10.3.1 Forecast Consumption by Customer Calculation

These tables illustrate the different results that are reached, depending on whether you differentiate by customer. The first table demonstrates the results of a calculation that does not differentiate by customer:

Customer Sales Order Forecast Greater of Forecast and Sales Order
A 100 80  
B 400 375  
C 700 750  
Total 1200 1205 1205

In this calculation, you aggregate all of the sales orders and all of the forecasts for an item and compare the totals with each other. In this case, the total forecast is greater than the total sales order quantity. Therefore, the forecast becomes the total demand.

This table demonstrates the results of a calculation that nets each individual sales order against a forecast with matching customer number:

Customer Sales Order Forecast Greater of Forecast and Sales Order
A 100 80 100
B 400 375 400
C 700 750 750
Total     1250

In this calculation, the sales order and forecast quantities are not totaled. Instead, each sales order is compared to a matching forecast. The greater quantity in each comparison is added to the total demand. In this case, the total demand is greater than if the first method had been used.
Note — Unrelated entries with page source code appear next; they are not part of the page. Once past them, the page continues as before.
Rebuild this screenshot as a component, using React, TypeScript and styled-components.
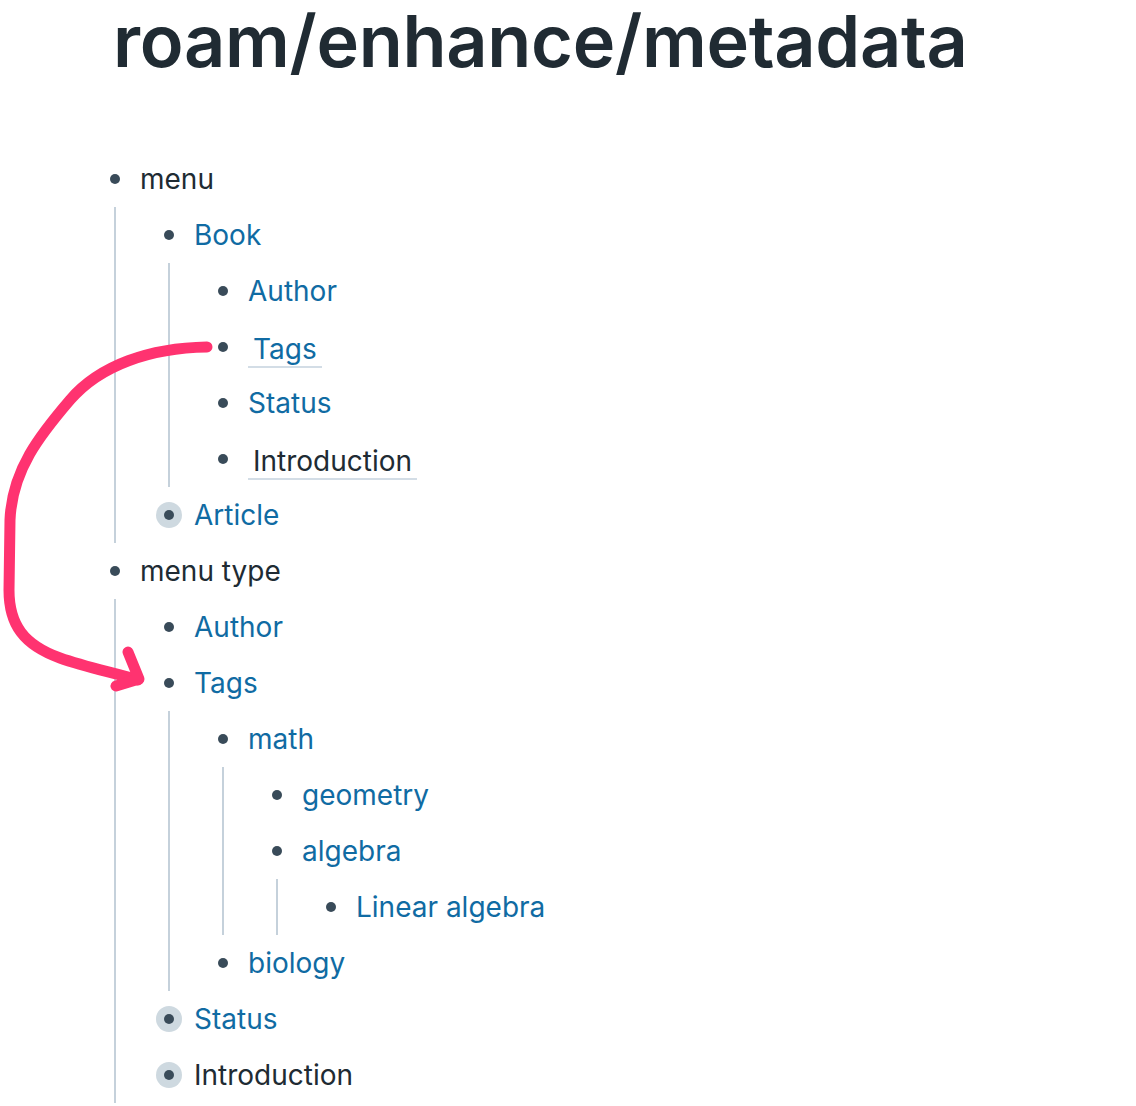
import React from "react";
import styled, { createGlobalStyle } from "styled-components";

const Global = createGlobalStyle`
  html, body { margin: 0; padding: 0; background: #ffffff; }
  body { font-family: Inter, "Noto Sans", sans-serif; color: #202b33; }
`;

const Page = styled.div`
  position: relative;
  width: 1136px;
  height: 1106px;
  overflow: hidden;
  background: #ffffff;
`;

const Title = styled.h1`
  margin: 0;
  padding: 0 0 0 113px;
  height: 151px;
  font-family: Inter, sans-serif;
  font-size: 72px;
  font-weight: 600;
  line-height: 82px;
  letter-spacing: -0.3px;
  color: #202b33;
  white-space: nowrap;
`;

const Tree = styled.div`
  padding-left: 102px;
`;

const Row = styled.div`
  display: flex;
  align-items: center;
  height: 56px;
  gap: 12px;
`;

const BulletBox = styled.span<{ $collapsed?: boolean }>`
  flex: none;
  width: 26px;
  height: 26px;
  border-radius: 50%;
  display: flex;
  align-items: center;
  justify-content: center;
  background: ${(p) => (p.$collapsed ? "#ced9e0" : "transparent")};
  &::after {
    content: "";
    width: 10px;
    height: 10px;
    border-radius: 50%;
    background: #394b59;
  }
`;

const Text = styled.span<{ $link?: boolean; $editing?: boolean }>`
  font-family: Inter, sans-serif;
  font-size: 28px;
  line-height: 34px;
  color: ${(p) => (p.$link ? "#106ba3" : "#202b33")};
  ${(p) =>
    p.$editing
      ? `padding: 0 5px; margin-top: 6px; border-bottom: 2px solid #d3dde6;`
      : ``}
`;

const Children = styled.div`
  margin-left: 12px;
  border-left: 2px solid #c5d1db;
  padding-left: 40px;
`;

const Overlay = styled.svg`
  position: absolute;
  left: 0;
  top: 0;
  pointer-events: none;
`;

type Node = {
  text: string;
  link?: boolean;
  editing?: boolean;
  collapsed?: boolean;
  children?: Node[];
};

const data: Node[] = [
  {
    text: "menu",
    children: [
      {
        text: "Book",
        link: true,
        children: [
          { text: "Author", link: true },
          { text: "Tags", link: true, editing: true },
          { text: "Status", link: true },
          { text: "Introduction", editing: true },
        ],
      },
      { text: "Article", link: true, collapsed: true },
    ],
  },
  {
    text: "menu type",
    children: [
      { text: "Author", link: true },
      {
        text: "Tags",
        link: true,
        children: [
          {
            text: "math",
            link: true,
            children: [
              { text: "geometry", link: true },
              {
                text: "algebra",
                link: true,
                children: [{ text: "Linear algebra", link: true }],
              },
            ],
          },
          { text: "biology", link: true },
        ],
      },
      { text: "Status", link: true, collapsed: true },
      { text: "Introduction", collapsed: true },
    ],
  },
];

const Block: React.FC<{ node: Node }> = ({ node }) => (
  <div>
    <Row>
      <BulletBox $collapsed={node.collapsed} />
      <Text $link={node.link} $editing={node.editing}>
        {node.text}
      </Text>
    </Row>
    {node.children && (
      <Children>
        {node.children.map((c, i) => (
          <Block key={i} node={c} />
        ))}
      </Children>
    )}
  </div>
);

export default function App() {
  return (
    <>
      <Global />
      <Page>
        <Title>roam/enhance/metadata</Title>
        <Tree>
          {data.map((n, i) => (
            <Block key={i} node={n} />
          ))}
        </Tree>
        <Overlay width="1136" height="1106" viewBox="0 0 1136 1106">
          <path
            d="M207 347 C150 348 100 365 70 400 C40 435 12 470 10 520 L9 590 C9 625 24 645 60 658 C85 667 115 673 138 680"
            fill="none"
            stroke="#ff3370"
            strokeWidth="11"
            strokeLinecap="round"
            strokeLinejoin="round"
          />
          <path
            d="M128 652 L139 679 L116 686"
            fill="none"
            stroke="#ff3370"
            strokeWidth="11"
            strokeLinecap="round"
            strokeLinejoin="round"
          />
        </Overlay>
      </Page>
    </>
  );
}
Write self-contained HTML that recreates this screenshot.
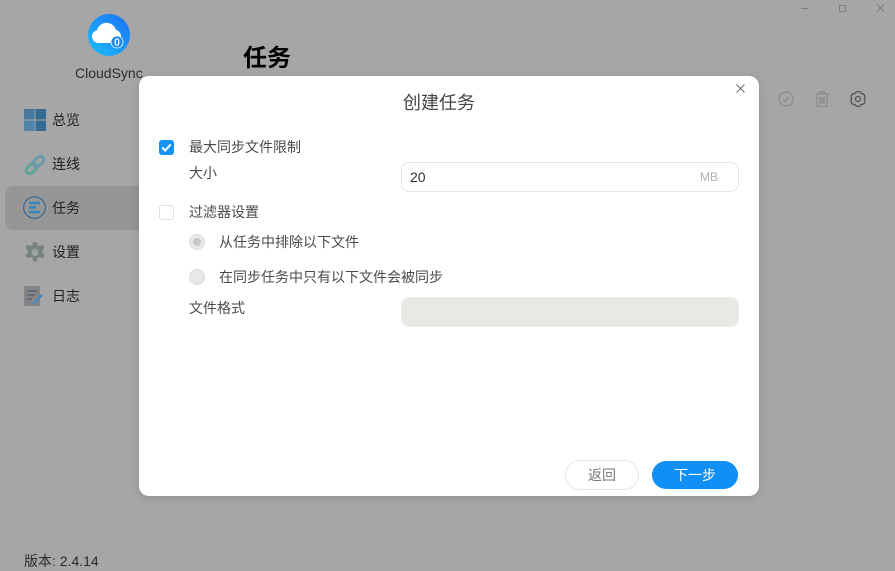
<!DOCTYPE html>
<html><head><meta charset="utf-8">
<style>
html,body{margin:0;padding:0;width:895px;height:571px;overflow:hidden;background:#fff}
*{box-sizing:border-box}
body{font-family:"Liberation Sans","Noto Sans CJK SC",sans-serif;color:#333;position:relative}
.a{position:absolute;white-space:nowrap;line-height:20px}
.ov{position:absolute;left:0;top:0;width:895px;height:571px;background:rgba(0,0,0,.35)}
.nav{font-size:14px;color:#333;left:52px}
.lab{font-size:14px;color:#4a4a4a}
.modal{position:absolute;left:139px;top:76px;width:620px;height:420px;background:#fff;border-radius:10px;box-shadow:0 2px 10px rgba(0,0,0,.12)}
.radio{position:absolute;width:16px;height:16px;border-radius:50%;background:#e8e8e8;border:1px solid #dcdcdc}
</style></head><body>
<div class="a" style="left:5px;top:186px;width:140px;height:44px;background:#e6e6e6;border-radius:8px"></div>

<div class="a" style="left:75px;top:63px;font-size:14px;color:#444">CloudSync</div>
<div class="a" style="left:243px;top:44px;font-size:24px;font-weight:700;color:#000;line-height:30px">任务</div>
<div class="a nav" style="top:110px">总览</div>
<div class="a nav" style="top:154px">连线</div>
<div class="a nav" style="top:198px">任务</div>
<div class="a nav" style="top:242px">设置</div>
<div class="a nav" style="top:286px">日志</div>
<div class="a" style="left:24px;top:551px;font-size:14px;color:#444">版本: 2.4.14</div>

<div class="ov"></div>

<svg class="a" style="left:84px;top:10px" width="50" height="50" viewBox="0 0 50 50">
<defs><linearGradient id="g" x1="0" y1="1" x2="1" y2="0"><stop offset="0" stop-color="#1cc0fa"/><stop offset="1" stop-color="#1b6ff5"/></linearGradient></defs>
<circle cx="25" cy="25" r="21" fill="url(#g)"/>
<path d="M15 33a6.500 6.500 0 0 1-2-12.800c1-4.700 6-8.200 11-7.200 4 .5 7 3.500 8 7a6.500 6.500 0 0 1 5 7l-3 6z" fill="#fff"/>
<circle cx="33" cy="32" r="6" fill="#1b8af0" stroke="#fff" stroke-width=".8"/>
<rect x="31.300" y="28.800" width="3.400" height="6.400" rx="1.700" fill="none" stroke="#fff" stroke-width="1.200"/>
</svg>

<svg class="a" style="left:24px;top:109px" width="22" height="22"><rect width="10.500" height="10.500" fill="#47789c"/><rect x="11.500" width="10.500" height="10.500" fill="#346c96"/><rect y="11.500" width="10.500" height="10.500" fill="#5283a8"/><rect x="11.500" y="11.500" width="10.500" height="10.500" fill="#346c96"/></svg>
<svg class="a" style="left:24px;top:154px" width="22" height="22" viewBox="0 0 22 22" fill="none" stroke-width="3"><rect x="1.500" y="11" width="12" height="7" rx="3.500" transform="rotate(-45 7.500 14.500)" stroke="#5fa596"/><rect x="8.500" y="4" width="12" height="7" rx="3.500" transform="rotate(-45 14.500 7.500)" stroke="#6d9aa8"/></svg>
<svg class="a" style="left:23px;top:196px" width="23" height="23" viewBox="0 0 23 23" fill="none"><circle cx="11.500" cy="11.500" r="10.800" stroke="#2a5f95"/><path d="M6 7h11M6 11.500h7M6 16h11" stroke="#2f86c0" stroke-width="2.600"/></svg>
<svg class="a" style="left:25px;top:242px" width="20" height="21" viewBox="0 0 20 21"><path d="M8 0h4l.5 3 2.500 1 2.500-1.500 2 3.500-2 2v3l2 2-2 3.500-2.500-1.500-2.500 1-.5 3.500h-4l-.5-3.500-2.500-1-2.500 1.500-2-3.500 2-2v-3l-2-2 2-3.500L5 4l2.500-1z" fill="#76837f"/><circle cx="10" cy="10.500" r="3.500" fill="#9aa3a0"/></svg>
<svg class="a" style="left:24px;top:286px" width="22" height="21" viewBox="0 0 22 21"><rect width="16" height="20" fill="#858585"/><path d="M3 5h10M3 9h8M3 13h5" stroke="#566676" stroke-width="1.500"/><path d="M9 18l9-9" stroke="#4a88b8" stroke-width="2.500"/></svg>

<svg class="a" style="left:778px;top:91px" width="16" height="16" viewBox="0 0 16 16" fill="none" stroke="#8f8f8f" stroke-width="1.500"><circle cx="8" cy="8" r="7"/><path d="M5 8.500l2 2 4-4.500"/></svg>
<svg class="a" style="left:814px;top:91px" width="16" height="16" viewBox="0 0 16 16" fill="none" stroke="#8f8f8f" stroke-width="1.500"><path d="M1 3h14M5.500 3V1h5v2M3 3v12.500h10V3M6 6v7M8 6v7M10 6v7"/></svg>
<svg class="a" style="left:850px;top:91px" width="16" height="16" viewBox="0 0 16 16" fill="none" stroke="#555" stroke-width="1.300"><path d="M14.200 8A3.300 3.300 0 0 1 11.100 13.370A3.300 3.300 0 0 1 4.900 13.370A3.300 3.300 0 0 1 1.800 8A3.300 3.300 0 0 1 4.900 2.630A3.300 3.300 0 0 1 11.100 2.630A3.300 3.300 0 0 1 14.200 8z" stroke-linejoin="round"/><circle cx="8" cy="8" r="2.500"/></svg>
<svg class="a" style="left:800px;top:3px" width="90" height="12" viewBox="0 0 90 12" fill="none" stroke="#808080"><path d="M1 5.500h7"/><path d="M39.500 2.500h6v6h-6z"/><path d="M77 1.500l7 7M84 1.500l-7 7"/></svg>

<div class="modal"></div>
<div class="a" style="left:403px;top:92px;font-size:18px;color:#444;line-height:22px">创建任务</div>
<svg class="a" style="left:736px;top:84px" width="9" height="9" fill="none" stroke="#666" stroke-width=".9"><path d="M.5.500l8 8M8.500.500l-8 8"/></svg>

<div class="a" style="left:159px;top:140px;width:15px;height:15px;background:#1593f5;border-radius:3px"></div>
<svg class="a" style="left:159px;top:140px" width="15" height="15" fill="none" stroke="#fff" stroke-width="2"><path d="M3.200 7.500l3 3 5.500-6"/></svg>
<div class="a lab" style="left:189px;top:137px">最大同步文件限制</div>
<div class="a lab" style="left:189px;top:163px">大小</div>
<div class="a" style="left:401px;top:162px;width:338px;height:30px;border:1px solid #e6e6e6;border-radius:8px;background:#fff"></div>
<div class="a" style="left:410px;top:167px;font-size:14px;color:#333">20</div>
<div class="a" style="left:700px;top:167px;font-size:12px;color:#b0b0b0">MB</div>

<div class="a" style="left:159px;top:205px;width:15px;height:15px;border:1px solid #e0e0e0;border-radius:3px;background:#fff"></div>
<div class="a lab" style="left:189px;top:202px">过滤器设置</div>
<div class="radio" style="left:189px;top:234px"></div>
<div class="a" style="left:193px;top:238px;width:8px;height:8px;border-radius:50%;background:#c8c8c8"></div>
<div class="a lab" style="left:219px;top:232px">从任务中排除以下文件</div>
<div class="radio" style="left:189px;top:269px"></div>
<div class="a lab" style="left:219px;top:267px">在同步任务中只有以下文件会被同步</div>
<div class="a lab" style="left:189px;top:298px">文件格式</div>
<div class="a" style="left:401px;top:297px;width:338px;height:30px;background:#e9e9e4;border:1px solid #ececec;border-radius:8px"></div>

<div class="a" style="left:565px;top:460px;width:74px;height:30px;border:1px solid #e6e6e6;border-radius:15px;background:#fff;text-align:center;line-height:29px;font-size:14px;color:#777">返回</div>
<div class="a" style="left:652px;top:461px;width:86px;height:28px;border-radius:14px;background:#1090f5;text-align:center;line-height:28px;font-size:14px;color:#fff">下一步</div>
</body></html>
10.3.2 Forecast Consumption by Customer Considerations

In order to use Forecast Consumption by Customer, you need to consider:

  • Set up a forecast type for forecast consumption by customer in the UDC table 34/DF (Forecast Type).

  • Set up a version of the MRP/MPS Requirements Planning program by using these processing options:

    • Set the Forecast Consumption Logic processing option for using forecast consumption by customer.

    • Specify the forecast type to be used for forecast consumption by customer.

    • Specify whether the system uses the sold-to or the ship-to number on the sales order when searching for sales orders to net against a forecast.

  • If you use multifacility planning, set up a version of the Master Planning Schedule - Multiple Plant by using these processing options:

    • Set the Forecast Consumption Logic processing option for using forecast consumption by customer.

    • Specify the forecast type to be used for forecast consumption by customer.

    • Specify whether the system uses the sold-to or the ship-to number on the sales order when searching for sales orders to net against a forecast.

    • Specify whether the system treats interplant demand as customer demand consumes the forecast.

    • Ensure that the items for which you are creating a requirements plan are defined with planning fence rule C, G or H.